I have 2 other accounts accumulated under that employer – a 401K (both Traditional and Roth components within) and a Qualified Profit Sharing Plan. Neither hold company stock directly. Do these fall under “like” plans that require distribution as well? I don’t believe the do but?

Thank you!

John



  • Re 3 – if by normal income you meant ordinary income, that is only partially correct. While further gains within a year are taxed as ST cap gains at the ordinary income rate, after 1 year all gains are taxed at the LT cap gain rate. Any losses simply reduce the amount of NUA per share that can be reported.
  • Tax and penalty on the cost basis are due when the return is filed. Taxable income is reported on line 5a and 5b of Form 1040, 10% penalty on Sch 2, line 6. Actual payment of tax through withholding or estimates follows the usual timing rules for those payments, like any other income.
  • When you sell a share, you report the gross cost basis already taxed or offset by after tax contributions to the plan as your cost basis on Form 8949. The NUA from the amount received will be taxed as a LT gain.
  • For later gains after distribution, the IRS has not made a reporting recommendation. Therefore, to improvise – Additional LT gains after 1 year would not require a separate entry on Form 8949 since the entire gain is LT. If sale occurs at 1 year or less, additional gain is ST, would require a separate entry in the ST portion of Form 8949, with an explanatory statement that the basis shown is being taxed on the LT section. 
  • Yes, the ESOP and 401k account (both pre tax and Roth) are treated as plans of the same type (profit sharing) and part of the qualified LSD. A DB plan is not of the same type.

Thank you, Alan! 

  • Yes, by normal income I meant ordinary income and your point concerning ST Cap Gains turning to LT after a year is understood and appreciated.

 

  • Actual payment of Cost Basis Tax and Penalty due following rules concerning any other income – check.

 

  • Determining Cost Basis at time of share sale taking into account previous taxes paid – I’ll have to take a look at Form 8949.

 

  • Regarding “like” accounts… I got a little more information after taking a look at plan summaries and talking to Principal.

 

  • There are 3 accounts….
  1. ESOP – Defined Contribution Employee Stock Ownership Plan
  2. Profit Sharing – Defined Contribution Profit Sharing Plan
  3. 401K – Defined Contribution 401(k) Profit Sharing Plan

 

  • ESOP and PS are apparently labeled as Profit Sharing Accounts. 100% Employer Contributions. They’re qualified as 401A.

 

  • The 401K has a small employer matching component but is primarily employee contribution and is qualified as 401K.

 

  • The ESOP is the only account that directly holds any company stock.

 

  • They’re all apparently listed by principal as “Profit Sharing” plans.

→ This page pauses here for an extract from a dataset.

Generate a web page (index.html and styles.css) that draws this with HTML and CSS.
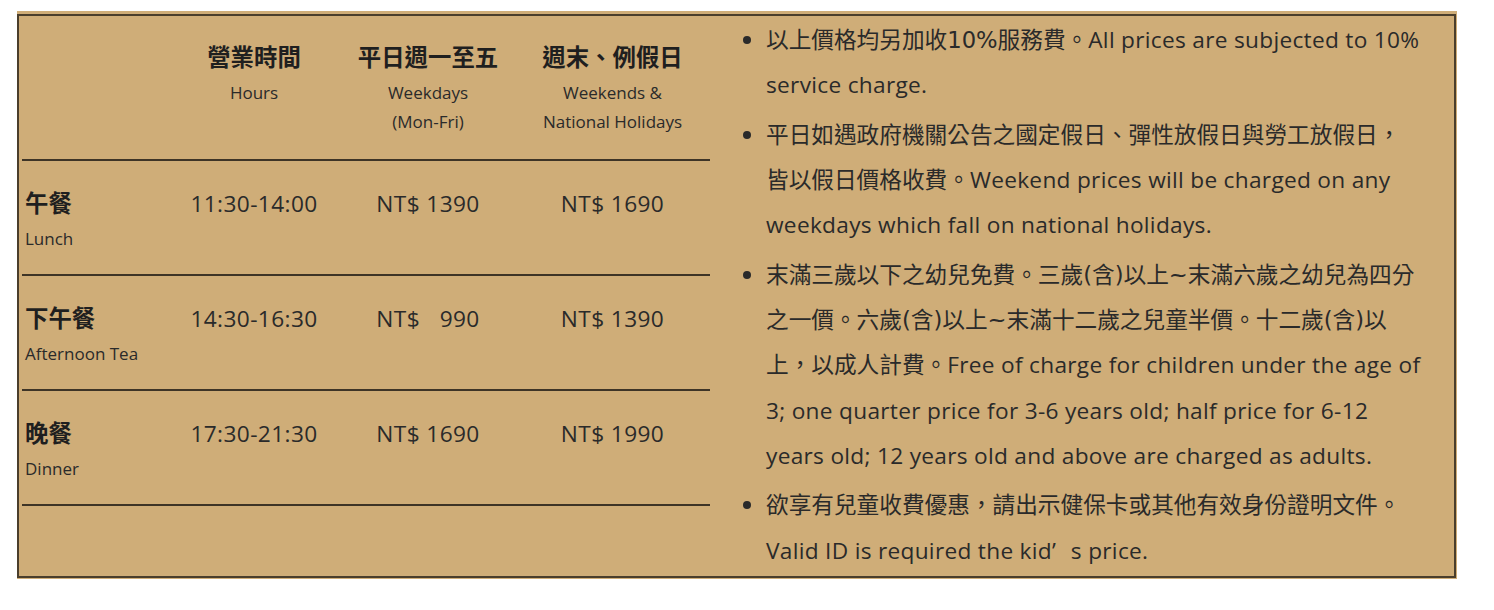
FILE: index.html
```html
<!DOCTYPE html>
<html lang="zh-Hant">
<head>
<meta charset="utf-8">
<title>Prices</title>
<link rel="stylesheet" href="styles.css">
</head>
<body>
<div class="frame">
  <div class="box">
    <div class="menu">
      <div class="row head">
        <div class="cell"></div>
        <div class="cell ctr"><div class="zh">營業時間</div><div class="en">Hours</div></div>
        <div class="cell ctr"><div class="zh">平日週一至五</div><div class="en">Weekdays<br>(Mon-Fri)</div></div>
        <div class="cell ctr"><div class="zh">週末、例假日</div><div class="en">Weekends &amp;<br>National Holidays</div></div>
      </div>
      <div class="row">
        <div class="cell lbl"><div class="zh">午餐</div><div class="en">Lunch</div></div>
        <div class="cell ctr val">11:30-14:00</div>
        <div class="cell ctr val">NT$ 1390</div>
        <div class="cell ctr val">NT$ 1690</div>
      </div>
      <div class="row">
        <div class="cell lbl"><div class="zh">下午餐</div><div class="en">Afternoon Tea</div></div>
        <div class="cell ctr val">14:30-16:30</div>
        <div class="cell ctr val">NT$ &#8199;990</div>
        <div class="cell ctr val">NT$ 1390</div>
      </div>
      <div class="row">
        <div class="cell lbl"><div class="zh">晚餐</div><div class="en">Dinner</div></div>
        <div class="cell ctr val">17:30-21:30</div>
        <div class="cell ctr val">NT$ 1690</div>
        <div class="cell ctr val">NT$ 1990</div>
      </div>
    </div>
    <ul class="notes">
      <li><span class="zh-run" lang="zh-Hant">以上價格均另加收10%服務費。</span><span class="en-run" lang="en">All prices are subjected to 10% service charge.</span></li>
      <li><span class="zh-run" lang="zh-Hant">平日如遇政府機關公告之國定假日、彈性放假日與勞工放假日，皆以假日價格收費。</span><span class="en-run" lang="en">Weekend prices will be charged on any weekdays which fall on national holidays.</span></li>
      <li><span class="zh-run" lang="zh-Hant">末滿三歲以下之幼兒免費。三歲(含)以上~末滿六歲之幼兒為四分之一價。六歲(含)以上~末滿十二歲之兒童半價。十二歲(含)以上，以成人計費。</span><span class="en-run" lang="en">Free of charge for children under the age of 3; one quarter price for 3-6 years old; half price for 6-12 years old; 12 years old and above are charged as adults.</span></li>
      <li><span class="zh-run" lang="zh-Hant">欲享有兒童收費優惠，請出示健保卡或其他有效身份證明文件。</span><span class="en-run" lang="en">Valid ID is required the kid<span class="fw">’</span>s price.</span></li>
    </ul>
  </div>
</div>
</body>
</html>
```
FILE: styles.css
```css
html, body {
  margin: 0;
  padding: 0;
  background: #ffffff;
}
body {
  font-family: "Open Sans", "Noto Sans CJK TC", sans-serif;
  color: #2a2a2a;
}
.frame {
  margin: 11px 0 0 17px;
  width: 1440px;
  background: #cfad78;
  padding: 3px 1px 1px 0;
  box-sizing: border-box;
}
.box {
  display: flex;
  align-items: flex-start;
  border: 2px solid #4a3e2c;
  background: #cfad78;
  height: 564px;
  box-sizing: border-box;
}
.menu {
  width: 688px;
  margin-left: 3px;
  flex: none;
}
.row {
  display: grid;
  grid-template-columns: 145px 174px 174px 195px;
  height: 115px;
  border-bottom: 2px solid #3e3426;
  box-sizing: border-box;
}
.row.head {
  height: 145px;
}
.cell {
  padding-top: 22px;
}
.head .cell {
  padding-top: 21px;
}
.ctr {
  text-align: center;
}
.lbl {
  padding-left: 3px;
}
.zh {
  font-size: 23.4px;
  font-weight: bold;
  line-height: 41px;
  color: #1f1f1f;
}
.en {
  font-size: 17px;
  line-height: 29px;
}
.val {
  font-size: 22.67px;
  line-height: 41px;
  letter-spacing: 0.4px;
}
.notes {
  flex: 1;
  margin: 1px 0 0;
  padding: 0 32px 0 56px;
  font-size: 22.67px;
  line-height: 45.33px;
}
.notes li {
  margin-bottom: 4px;
}
.zh-run {
  font-family: "DejaVu Sans", "Noto Sans CJK TC", sans-serif;
  line-height: 1;
}
.en-run {
  letter-spacing: 0.3px;
}
.fw {
  padding-right: 0.65em;
}
```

Are they all “like”? Is there anything else I ought to be looking at to make that determination? How long do I have to distribute the other applicable accounts? 1 year, correct? And I can roll them into an IRA? 

 

  • At this point, I’ve only had the ESOP assets distributed – company stock to a Taxable Investment Account via a Lump Sum In Kind Distribution and a small cash/money market component rolled into a Traditional IRA account. Both those receiving accounts were created and funded completely by the distributions to keep record keeping as uncomplicated as possible.

 Thank you again!  

  • A qualified LSD just means that all such “like accounts” have a 0 balance at year end. The plans will therefore check the “total distribution” box on all 1099R forms. The rest of the plan assets besides employer shares are normally rolled into either a TIRA or Roth IRA as direct rollovers. If there are any non Roth after tax contributions in the 401k, they are either used to reduce the Box 2a taxable cost basis, or instead rolled into a Roth IRA tax free. You may or may not have you choice how they are applied if you have a balance there. 
  • Since the balance in all applicable plans needs to be 0 at year end to have a qualified LSD, best to start the process no later than early November. In your case, you already started it, so just need to have the other assets directly rolled out by year end. Always make it clear that you intend that the 1099R for the share distribution be shown as a total distribution with NUA in Box 6.